Table_3_Plant Genotype Influences Physicochemical Properties of Substrate as Well as Bacterial and Fungal Assemblages in the Rhizosphere of Balsam Poplar.PDF

Abandoned unrestored mines are an important environmental concern as they typically remain unvegetated for decades, exposing vast amounts of mine waste to erosion. Several factors limit the revegetation of these sites, including extreme abiotic and unfavorable biotic conditions. However, some pioneer tree species having high levels of genetic diversity, such as balsam poplar (Populus balsamifera), can naturally colonize these sites and initiate plant succession. This suggests that some tree genotypes are likely more suited for acclimation to the conditions of mine wastes. In this study, we selected two contrasting mine waste storage facilities (waste rock from a gold mine and tailings from a molybdenum mine) from the Abitibi region of Quebec (Canada), on which poplars were found to have grown naturally. First, we assessed in situ the impact of vegetation presence on each mine waste type. The presence of balsam poplars improved soil health locally by modifying the physicochemical properties (e.g., higher nutrient content and pH) of the mine wastes and causing an important shift in their bacterial and fungal community compositions, going from lithotrophic communities that dominate mine waste environments to heterotrophic communities involved in nutrient cycling. Next, in a greenhouse experiment we assessed the impact of plant genotype when grown in these mine wastes. Ten genotypes of P. balsamifera were collected locally, found growing either at the mine sites or in the surrounding natural forest. Tree growth was monitored over two growing seasons, after which the effects of genotype-by-environment interactions were assessed by measuring the physicochemical properties of the substrates and the changes in microbial community assembly. Although substrate type was identified as the main driver of rhizosphere microbiome diversity and community structure, a significant effect due to tree genotype was also detected, particularly for bacterial communities. Plant genotype also influenced aboveground tree growth and the physicochemical properties of the substrates. These results highlight the influence of balsam poplar genotype on the soil environment and the potential importance of tree genotype selection in the context of mine waste revegetation.
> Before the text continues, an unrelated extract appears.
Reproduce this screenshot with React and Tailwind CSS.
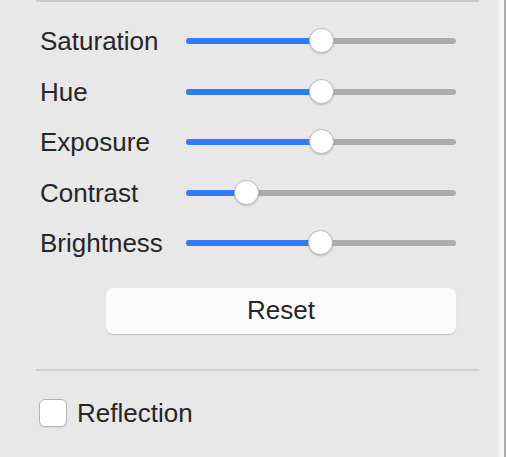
import React from 'react';

const rows = [
  { label: 'Saturation', value: 135 },
  { label: 'Hue', value: 135 },
  { label: 'Exposure', value: 135 },
  { label: 'Contrast', value: 60 },
  { label: 'Brightness', value: 134 },
];

// track is 270px wide; value = thumb centre offset in px
const Slider = ({ value }) => (
  <div className="relative w-[270px] h-[26px] flex items-center">
    <div className="h-[6px] w-full rounded-full bg-[#acacac] overflow-hidden">
      <div className="h-full bg-[#2f7cf6]" style={{ width: value }} />
    </div>
    <div
      className="absolute top-0 w-[25px] h-[25px] -ml-[12px] rounded-full bg-white border border-[#bdbdbd] shadow-[0_1px_2px_rgba(0,0,0,0.2)]"
      style={{ left: value }}
    />
  </div>
);

const App = () => {
  return (
    <div className="w-[507px] h-[457px] bg-[#e8e8e8] flex overflow-hidden text-[#262626] font-['Liberation_Sans',Arial,sans-serif]">
      <div className="flex-1 flex flex-col pl-[36px] pr-[19px]">
        <div className="h-[2px] bg-[#cbcbcb]" />

        <div className="flex flex-col pt-[14px]">
          {rows.map((r) => (
            <div key={r.label} className="h-[50.5px] flex items-center">
              <div className="w-[150px] pl-[4px] text-[26px] leading-none">{r.label}</div>
              <Slider value={r.value} />
            </div>
          ))}
        </div>

        <div className="pt-[19px] pl-[70px]">
          <button className="w-[350px] h-[46px] rounded-[7px] bg-[#fbfbfb] shadow-[0_1px_1px_rgba(0,0,0,0.18)] text-[26px] text-[#262626]">
            Reset
          </button>
        </div>

        <div className="mt-[35px] h-[2px] bg-[#d0d0d0]" />

        <label className="mt-[28px] flex items-center gap-[10px] pl-[3px]">
          <span className="w-[28px] h-[28px] rounded-[6px] bg-white border border-[#b4b4b4] shadow-[0_1px_1px_rgba(0,0,0,0.08)]" />
          <span className="text-[26px] leading-none">Reflection</span>
        </label>
      </div>

      <div className="w-[9px] flex">
        <div className="w-[3px] bg-[#f2f2f2]" />
        <div className="w-[3px] bg-[#f7f7f7]" />
        <div className="w-[2px] bg-[#ababab]" />
        <div className="w-[1px] bg-white" />
      </div>
    </div>
  );
};

export default App;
未修复的废弃矿山是一类重要的环境关切议题，这类场地往往数十年无法形成植被覆盖，致使大量矿山废弃物暴露于侵蚀作用之下。诸多因素制约了此类场地的植被恢复，其中包括极端非生物条件与不利的生物环境。然而，部分遗传多样性较高的先锋树种——例如香脂杨（balsam poplar，*Populus balsamifera*）——能够自然定植于此类场地并启动植物演替过程。这表明部分树木基因型或许更适配矿山废弃物的生长环境。本研究选取了加拿大魁北克省阿比蒂比地区两处特征迥异的矿山废弃物存储场地：一处为金矿废石，另一处为钼矿尾矿——经调查，这两处场地均自然生长有杨树。首先，我们针对两种矿山废弃物类型，原位评估了植被定植对其产生的影响。香脂杨的定植可通过改良矿山废弃物的理化性质（如提升养分含量与pH值）在局部改善土壤健康状况，并促使其细菌与真菌群落结构发生显著转变——从主导矿山废弃物环境的化能自养群落，转向参与养分循环的异养群落。其次，我们通过温室盆栽实验，评估了树木基因型在上述矿山废弃物中生长时的影响效应。我们于当地采集了10个香脂杨基因型的样本，这些样本分别采自矿山场地及其周边的天然林。我们对树木生长进行了两个生长季的监测，随后通过测定基质的理化性质与微生物群落组装的变化，评估了基因型与环境的交互作用效应。尽管基质类型被确定为根际微生物群落多样性与结构的主要驱动因子，但我们同样检测到树木基因型带来的显著影响，尤其在细菌群落层面。树木基因型同时对地上部分生长与基质的理化性质产生了调控作用。本研究结果凸显了香脂杨基因型对土壤环境的调控作用，以及在矿山废弃物植被恢复实践中筛选适宜树木基因型的潜在价值。